DC also has a nonvoting delegate who it sends to the House of Representatives (as do Puerto Rico, American Samoa, Guam, the Northern Mariana Islands, and the US Virgin Islands). Like their shadow counterparts, the non-voting delegates can’t vote on legislation either, but they can serve and vote on House committees. Since 1990, longtime civil rights advocate Eleanor Holmes Norton has represented DC as its non-voting delegate. On her website, she calls herself “congresswoman.”

The second DC shadow senate seat, originally held by civil rights leader and one-time presidential candidate Rev.
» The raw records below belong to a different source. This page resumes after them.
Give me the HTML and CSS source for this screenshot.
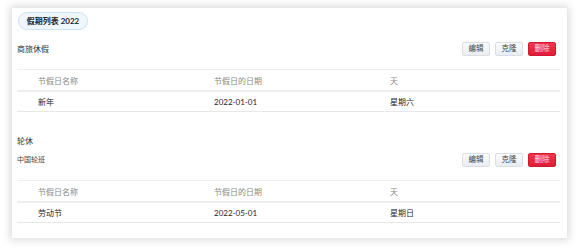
FILE: index.html
```html
<!DOCTYPE html>
<html>
<head>
<meta charset="utf-8">
<link rel="stylesheet" href="styles.css">
</head>
<body>
<div class="card">
  <div class="pill">假期列表 2022</div>

  <div class="section">
    <div class="sec-head">
      <div class="titles">
        <div class="title">商旅休假</div>
      </div>
      <div class="actions">
        <button class="btn">编辑</button>
        <button class="btn">克隆</button>
        <button class="btn danger">删除</button>
      </div>
    </div>
    <div class="table">
      <div class="row head">
        <div class="c1">节假日名称</div>
        <div class="c2">节假日的日期</div>
        <div class="c3">天</div>
      </div>
      <div class="row">
        <div class="c1">新年</div>
        <div class="c2">2022-01-01</div>
        <div class="c3">星期六</div>
      </div>
    </div>
  </div>

  <div class="section second">
    <div class="sec-head">
      <div class="titles">
        <div class="title">轮休</div>
        <div class="subtitle">中国轮班</div>
      </div>
      <div class="actions">
        <button class="btn">编辑</button>
        <button class="btn">克隆</button>
        <button class="btn danger">删除</button>
      </div>
    </div>
    <div class="table">
      <div class="row head">
        <div class="c1">节假日名称</div>
        <div class="c2">节假日的日期</div>
        <div class="c3">天</div>
      </div>
      <div class="row">
        <div class="c1">劳动节</div>
        <div class="c2">2022-05-01</div>
        <div class="c3">星期日</div>
      </div>
    </div>
  </div>
</div>
</body>
</html>
```

FILE: styles.css
```css
html, body {
  margin: 0;
  padding: 0;
  background: #ffffff;
}
body {
  font-family: Lato, "Noto Sans CJK SC", sans-serif;
  color: #333;
  font-size: 8px;
}
.card {
  margin: 8px 13px 10px 12px;
  height: 230px;
  box-sizing: border-box;
  background: #fff;
  box-shadow: 0 0 8px 2px rgba(0,0,0,0.15);
  padding: 4px 7px 0 5px;
}
.pill {
  display: inline-block;
  margin-left: 1px;
  width: 70px;
  height: 18px;
  line-height: 16px;
  box-sizing: border-box;
  text-align: center;
  border: 1px solid #cde2f7;
  border-radius: 9px;
  background: #eef6fe;
  font-weight: bold;
  font-size: 8px;
  color: #222;
}
.section {
  margin-top: 12px;
}
.section.second {
  margin-top: 22px;
}
.sec-head {
  display: flex;
  align-items: flex-end;
  justify-content: space-between;
  padding-bottom: 13px;
}
.title {
  font-size: 8px;
  color: #333;
  line-height: 14px;
}
.subtitle {
  font-size: 7px;
  color: #444;
  margin-top: 5px;
  padding-bottom: 2px;
  line-height: 12px;
}
.actions {
  display: flex;
  gap: 5px;
  margin-right: 4px;
}
.btn {
  font-family: inherit;
  font-size: 7.5px;
  width: 28px;
  height: 14px;
  padding: 0;
  line-height: 12px;
  border: 1px solid #dadfe5;
  border-radius: 2px;
  background: linear-gradient(#fafbfc, #eaedf0);
  color: #444;
}
.btn.danger {
  background: linear-gradient(#f4364d, #dd1e34);
  border-color: #d0192f;
  color: #fde;
}
.table {
  border-top: 1px solid #f0f0f0;
}
.row {
  display: flex;
  height: 19px;
  align-items: center;
  border-bottom: 1px solid #e8e8e8;
  font-size: 8px;
  color: #1e1e1e;
}
.row.head {
  height: 20px;
  color: #888;
  border-bottom: 2px solid #eeeeee;
}
.c1 { width: 176px; padding-left: 21px; box-sizing: content-box; }
.c2 { width: 176px; }
.c3 { flex: 1; }
```
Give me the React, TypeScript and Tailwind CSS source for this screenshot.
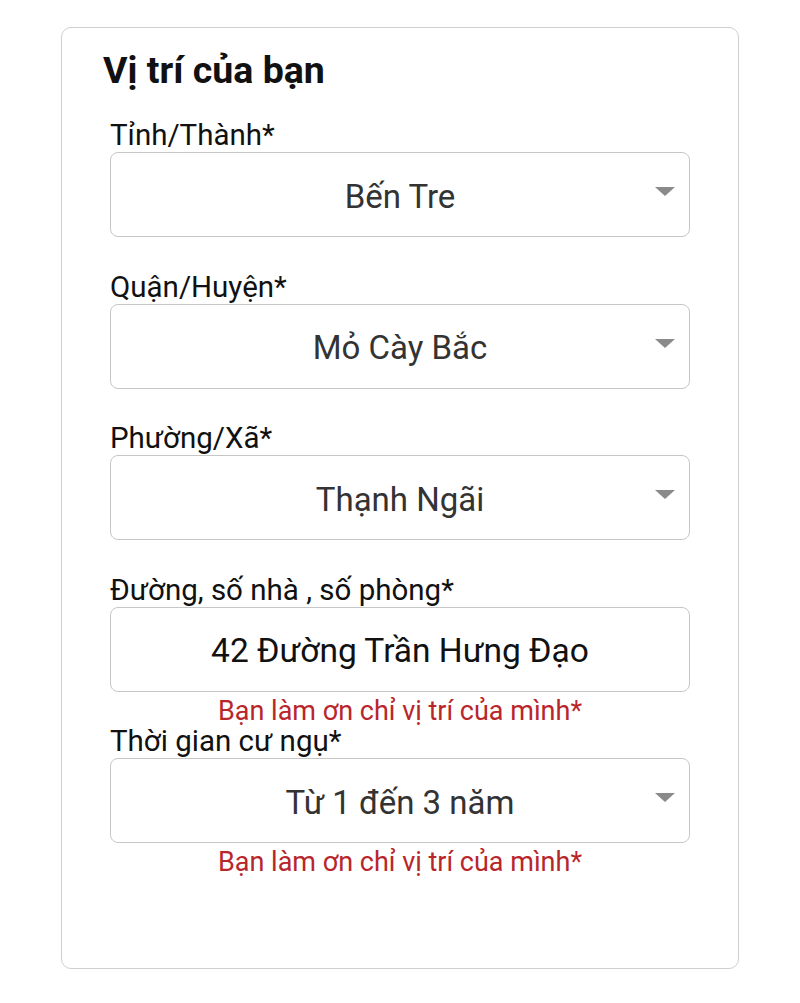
const FIELDS = [
  { label: "Tỉnh/Thành*", value: "Bến Tre", select: true, error: false },
  { label: "Quận/Huyện*", value: "Mỏ Cày Bắc", select: true, error: false },
  { label: "Phường/Xã*", value: "Thạnh Ngãi", select: true, error: false },
  { label: "Đường, số nhà , số phòng*", value: "42 Đường Trần Hưng Đạo", select: false, error: true },
  { label: "Thời gian cư ngụ*", value: "Từ 1 đến 3 năm", select: true, error: true },
];

function Field({ label, value, select, error }: (typeof FIELDS)[number]) {
  return (
    <div className="flex flex-col">
      <label className="h-[30px] whitespace-nowrap text-[29.5px] leading-[30px] text-[#111]">{label}</label>
      <div className="relative mt-[2px] flex h-[85px] items-center justify-center rounded-[8px] border border-[#c6c6c6] bg-white pt-[4px]">
        <span className={select ? "text-[33px] text-[#333]" : "text-[33.5px] text-[#111]"}>{value}</span>
        {select && (
          <svg className="absolute right-[14px] top-[34px]" width="20" height="9" viewBox="0 0 20 9">
            <path d="M0 0h20L10 9z" fill="#8a8a8a" />
          </svg>
        )}
      </div>
      {error ? (
        <p className="h-[34.5px] whitespace-nowrap pt-[2px] text-center text-[27px] leading-[34px] text-[#b8262b]">
          Bạn làm ơn chỉ vị trí của mình*
        </p>
      ) : (
        <div className="h-[34.5px]" />
      )}
    </div>
  );
}

export default function App() {
  return (
    <div className="min-h-screen bg-white pt-[27px]" style={{ fontFamily: "Roboto, 'Noto Sans', sans-serif" }}>
      <div className="mx-auto flex h-[942px] w-[678px] flex-col rounded-[10px] border border-[#cfcfcf] px-[48px] pt-[22px]">
        <h2 className="-ml-[7px] mb-[30px] h-[40px] text-[37.5px] font-bold leading-[40px] text-[#111]">Vị trí của bạn</h2>
        {FIELDS.map((f) => (
          <Field key={f.label} {...f} />
        ))}
      </div>
    </div>
  );
}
Jesse Jackson, has been held since 1997 by an attorney named Paul Strauss. That seat will be up again in 2020.

Shadow representation in the US Congress isn’t new. The first shadow senators were elected back in 1796 by the Southwest Territory, whose residents lacked statehood but wanted representation. A few months later, after the territory had become the state of Tennessee, its two shadow senators became fully fledged US senators.